Performance evaluation of compact plastic scintillating fiber modules for muon tomography applications
Yiyue Li, Huiling Li, Hui Liang, Cong Liu, Chenghan Lv, Hongbo Wang, Weiwei Xu
TL;DR
This work tackles the challenge of achieving high-resolution, large-area detectors for muon tomography by designing four compact 100 cm long SciFi modules composed of two staggered layers of 1 mm diameter plastic scintillating fibers read out at one end by a 1D SiPM array with 2 mm pitch. After calibration, clustering, tracking, and alignment, the modules achieve an efficiency above $97\%$ and an intrinsic spatial resolution of $\sigma_d \approx 0.56$ mm, uniformly along their length.
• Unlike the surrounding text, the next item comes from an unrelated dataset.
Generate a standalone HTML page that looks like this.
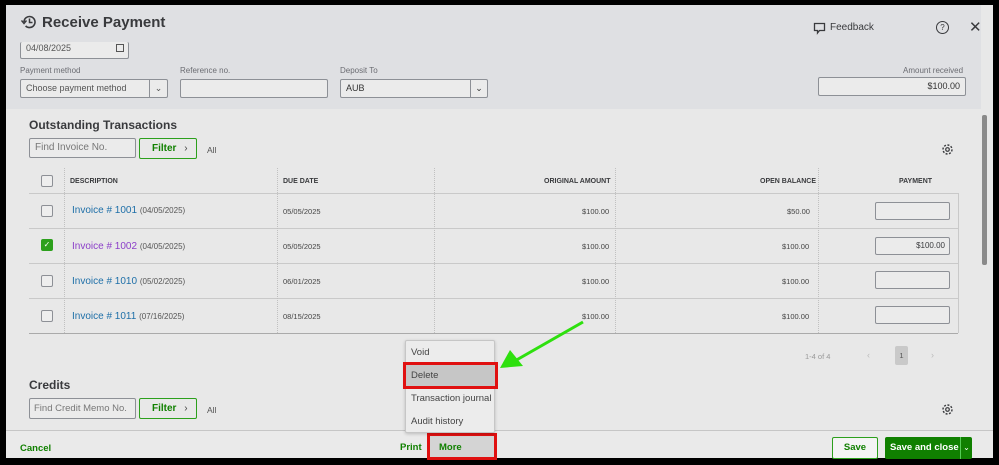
<!DOCTYPE html>
<html><head><style>
*{box-sizing:border-box;margin:0;padding:0}
body{width:999px;height:465px;background:#000;font-family:"Liberation Sans",sans-serif;position:relative;overflow:hidden;color:#393a3d}
.a{position:absolute;white-space:nowrap}
.inp{position:absolute;white-space:nowrap;overflow:hidden;border:1px solid #8d9096;border-radius:2px;background:#ebebeb;font-size:9px;color:#555;padding:0 5px;line-height:16px}
.lbl{position:absolute;font-size:8px;color:#6b6c72}
.th{position:absolute;font-size:7px;font-weight:bold;color:#393a3d;top:178px}
.cb{position:absolute;left:41px;width:12px;height:12px;border:1px solid #8d9096;border-radius:2px;background:#eee}
.inv{position:absolute;white-space:nowrap;left:72px;font-size:10px;color:#1e6fa8}
.inv small{font-size:8px;color:#555}
.cell{position:absolute;font-size:7.5px;color:#444}
.pay{position:absolute;left:875px;width:75px;height:18px;border:1px solid #8d9096;border-radius:2px;background:#ebebeb;font-size:8px;text-align:right;padding:3px 4px}
.hl{position:absolute;left:29px;width:929px;height:1px;background:#c9c9c9}
.vl{position:absolute;width:0;border-left:1px dotted #c0c0c0;top:168px;height:165px}
.menu div{height:23px;line-height:23px;padding-left:5px;font-size:9.5px;color:#444}
</style></head><body>
<div class="a" style="left:6px;top:5px;width:987px;height:453px;background:#e8e8e8"></div>
<div class="a" style="left:6px;top:5px;width:975px;height:104px;background:#dfe0e3"></div>
<svg class="a" style="left:21px;top:14px" width="16" height="16" viewBox="0 0 16 16"><path d="M3 8a5.5 5.5 0 1 1 1.6 3.9" fill="none" stroke="#393a3d" stroke-width="1.6"/><path d="M0.5 6.5 3 9.5 5.5 6.5" fill="none" stroke="#393a3d" stroke-width="1.4"/><path d="M8.5 4.5v4h3" fill="none" stroke="#393a3d" stroke-width="1.5"/></svg>
<div class="a" style="left:42px;top:14px;font-size:15px;font-weight:bold;color:#393a3d">Receive Payment</div>
<svg class="a" style="left:813px;top:22px" width="13" height="13" viewBox="0 0 13 13"><path d="M1.5 1.5h10v7h-5l-2 2.5v-2.5h-3z" fill="none" stroke="#393a3d" stroke-width="1.3"/></svg>
<div class="a" style="left:830px;top:22px;font-size:10px;color:#393a3d">Feedback</div>
<div class="a" style="left:936px;top:21px;width:13px;height:13px;border:1.3px solid #393a3d;border-radius:50%;font-size:8px;text-align:center;line-height:11px">?</div>
<div class="a" style="left:969px;top:18px;font-size:15px;color:#393a3d">✕</div>
<div class="inp" style="left:20px;top:42px;width:109px;height:17px;border-top:none;line-height:12px">04/08/2025<span style="position:absolute;right:4px;top:2px;width:8px;height:8px;border:1px solid #555"></span></div>
<div class="lbl" style="left:20px;top:66px">Payment method</div>
<div class="inp" style="left:20px;top:79px;width:148px;height:19px">Choose payment method<span style="position:absolute;right:0;top:0;width:18px;height:17px;border-left:1px solid #8d9096;text-align:center;font-size:9px">⌄</span></div>
<div class="lbl" style="left:180px;top:66px">Reference no.</div>
<div class="inp" style="left:180px;top:79px;width:148px;height:19px"></div>
<div class="lbl" style="left:340px;top:66px">Deposit To</div>
<div class="inp" style="left:340px;top:79px;width:148px;height:19px;color:#333">AUB<span style="position:absolute;right:0;top:0;width:17px;height:17px;border-left:1px solid #8d9096;text-align:center;font-size:9px">⌄</span></div>
<div class="lbl" style="left:903px;top:66px">Amount received</div>
<div class="inp" style="left:818px;top:77px;width:148px;height:19px;text-align:right;color:#333">$100.00</div>
<div class="a" style="left:982px;top:115px;width:5px;height:150px;background:#8a8a8a;border-radius:2px"></div>
<div class="a" style="left:29px;top:118px;font-size:12px;font-weight:bold;color:#393a3d">Outstanding Transactions</div>
<div class="inp" style="left:29px;top:138px;width:107px;height:20px;line-height:18px;font-size:10px;color:#777">Find Invoice No.</div>
<div class="a" style="left:139px;top:138px;width:58px;height:21px;border:1px solid #2ca01c;border-radius:2px;font-size:10px;font-weight:bold;color:#108000;line-height:19px;padding-left:12px">Filter <span style="font-weight:normal;color:#444;margin-left:5px">›</span></div>
<div class="a" style="left:207px;top:145px;font-size:8.5px;color:#555">All</div>
<svg class="a" style="left:941px;top:143px" width="13" height="13" viewBox="0 0 13 13"><circle cx="6.5" cy="6.5" r="4.5" fill="none" stroke="#393a3d" stroke-width="1.4" stroke-dasharray="2 1.5"/><circle cx="6.5" cy="6.5" r="1.8" fill="none" stroke="#393a3d" stroke-width="1.2"/></svg>
<div class="hl" style="top:193px"></div><div class="hl" style="top:228px"></div><div class="hl" style="top:263px"></div><div class="hl" style="top:298px"></div><div class="hl" style="top:333px;background:#aaa"></div>
<div class="a" style="left:958px;top:193px;width:1px;height:140px;background:#c9c9c9"></div>
<div class="vl" style="left:64px"></div><div class="vl" style="left:277px"></div><div class="vl" style="left:434px"></div><div class="vl" style="left:615px"></div><div class="vl" style="left:818px"></div>
<div class="cb" style="top:175px"></div>
<div class="th" style="left:70px">DESCRIPTION</div><div class="th" style="left:283px">DUE DATE</div>
<div class="th" style="left:544px">ORIGINAL AMOUNT</div><div class="th" style="left:760px">OPEN BALANCE</div><div class="th" style="left:899px">PAYMENT</div>

<div class="cb" style="top:205px"></div>
<div class="inv" style="top:205px">Invoice # 1001 <small>(04/05/2025)</small></div>
<div class="cell" style="left:283px;top:207px">05/05/2025</div><div class="cell" style="left:582px;top:207px">$100.00</div><div class="cell" style="left:787px;top:207px">$50.00</div><div class="pay" style="top:202px"></div>

<div class="cb" style="top:239px;background:#2ca01c;border-color:#2ca01c;color:#fff;font-size:8px;text-align:center;line-height:10px">✓</div>
<div class="inv" style="top:241px;color:#8b3fc9">Invoice # 1002 <small>(04/05/2025)</small></div>
<div class="cell" style="left:283px;top:242px">05/05/2025</div><div class="cell" style="left:582px;top:242px">$100.00</div><div class="cell" style="left:782px;top:242px">$100.00</div><div class="pay" style="top:237px">$100.00</div>

<div class="cb" style="top:275px"></div>
<div class="inv" style="top:276px">Invoice # 1010 <small>(05/02/2025)</small></div>
<div class="cell" style="left:283px;top:277px">06/01/2025</div><div class="cell" style="left:582px;top:277px">$100.00</div><div class="cell" style="left:782px;top:277px">$100.00</div><div class="pay" style="top:271px"></div>

<div class="cb" style="top:310px"></div>
<div class="inv" style="top:311px">Invoice # 1011 <small>(07/16/2025)</small></div>
<div class="cell" style="left:283px;top:312px">08/15/2025</div><div class="cell" style="left:582px;top:312px">$100.00</div><div class="cell" style="left:782px;top:312px">$100.00</div><div class="pay" style="top:306px"></div>

<div class="a" style="left:805px;top:352px;font-size:7.5px;color:#999">1-4 of 4</div>
<div class="a" style="left:867px;top:350px;font-size:9px;color:#bbb">‹</div>
<div class="a" style="left:895px;top:346px;width:13px;height:19px;background:#c9c9c9;border-radius:2px;font-size:7.5px;text-align:center;line-height:19px;color:#555">1</div>
<div class="a" style="left:931px;top:350px;font-size:9px;color:#bbb">›</div>
<div class="a" style="left:29px;top:378px;font-size:12px;font-weight:bold;color:#393a3d">Credits</div>
<div class="inp" style="left:29px;top:398px;width:107px;height:21px;line-height:19px;font-size:9.5px;color:#777;padding:0 4px">Find Credit Memo No.</div>
<div class="a" style="left:139px;top:398px;width:58px;height:21px;border:1px solid #2ca01c;border-radius:2px;font-size:10px;font-weight:bold;color:#108000;line-height:19px;padding-left:12px">Filter <span style="font-weight:normal;color:#444;margin-left:5px">›</span></div>
<div class="a" style="left:207px;top:405px;font-size:8.5px;color:#555">All</div>
<svg class="a" style="left:941px;top:403px" width="13" height="13" viewBox="0 0 13 13"><circle cx="6.5" cy="6.5" r="4.5" fill="none" stroke="#393a3d" stroke-width="1.4" stroke-dasharray="2 1.5"/><circle cx="6.5" cy="6.5" r="1.8" fill="none" stroke="#393a3d" stroke-width="1.2"/></svg>
<div class="a" style="left:6px;top:430px;width:987px;height:28px;background:#eaeaea;border-top:1px solid #c6c6c6"></div>
<div class="a" style="left:20px;top:443px;font-size:9.5px;font-weight:bold;color:#108000">Cancel</div>
<div class="a" style="left:400px;top:442px;font-size:9.5px;font-weight:bold;color:#108000">Print</div>
<div class="a" style="left:427px;top:433px;width:70px;height:27px;border:3px solid #e01010;background:#d4d4d4;font-size:9.5px;font-weight:bold;color:#108000;padding:6px 0 0 9px">More</div>
<div class="a" style="left:832px;top:437px;width:46px;height:22px;border:1px solid #2ca01c;border-radius:2px;background:#f4f4f4;font-size:9.5px;font-weight:bold;color:#108000;text-align:center;line-height:20px">Save</div>
<div class="a" style="left:885px;top:437px;width:87px;height:22px;background:#108000;border-radius:2px;font-size:9.5px;font-weight:bold;color:#fff;line-height:22px;padding-left:5px">Save and close<span style="position:absolute;right:0;top:0;width:12px;height:22px;border-left:1px solid #5c5;text-align:center;font-weight:normal;font-size:8px">⌄</span></div>
<div class="a menu" style="left:405px;top:340px;width:90px;height:93px;background:#ececec;border:1px solid #c6c6c6;border-radius:2px;box-shadow:0 1px 3px rgba(0,0,0,.2)">
<div>Void</div><div style="background:#c6c6c6">Delete</div><div>Transaction journal</div><div>Audit history</div></div>
<div class="a" style="left:403px;top:362px;width:95px;height:27px;border:3px solid #e01010"></div>
<svg class="a" style="left:495px;top:320px" width="90" height="55" viewBox="0 0 90 55"><line x1="88" y1="2" x2="18" y2="42" stroke="#2ee00e" stroke-width="3"/><polygon points="5,48 15,30 28,46" fill="#2ee00e"/></svg>
</body></html>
A proof-of-principle muon-scattering imaging test with a lead block demonstrates the system’s capability to resolve material profiles via PoCA analysis, highlighting the potential for compact, large-area muon tomography. The results support a scalable path toward cost-effective, high-resolution muon tomography with multiplexed SiPM readout in future large-area deployments.
Abstract
Muon tomography is a non-destructive imaging technique that exploits cosmic-ray muons from multiple directions. Its performance critically depends on the stability, active-area coverage, and spatial resolution of position-sensitive detectors. In this work, we report on the development of four compact scintillating fiber modules, each 100 cm long and composed of two staggered layers of 1 mm diameter fibers. The fibers are read out at one end by one-dimensional silicon photomultiplier arrays with a 2 mm pitch, coupled to Citiroc 1A-based front-end electronics. The modules were characterized with cosmic-ray muons, yielding a detection efficiency above 97% and a mean spatial resolution of about 0.56 mm, with uniform response over different distances from the readout end. An imaging test of a lead block was also performed, and the reconstructed results are consistent with the blocks profile. These results demonstrate the suitability of this detector design for compact and large-area systems in muon tomography applications.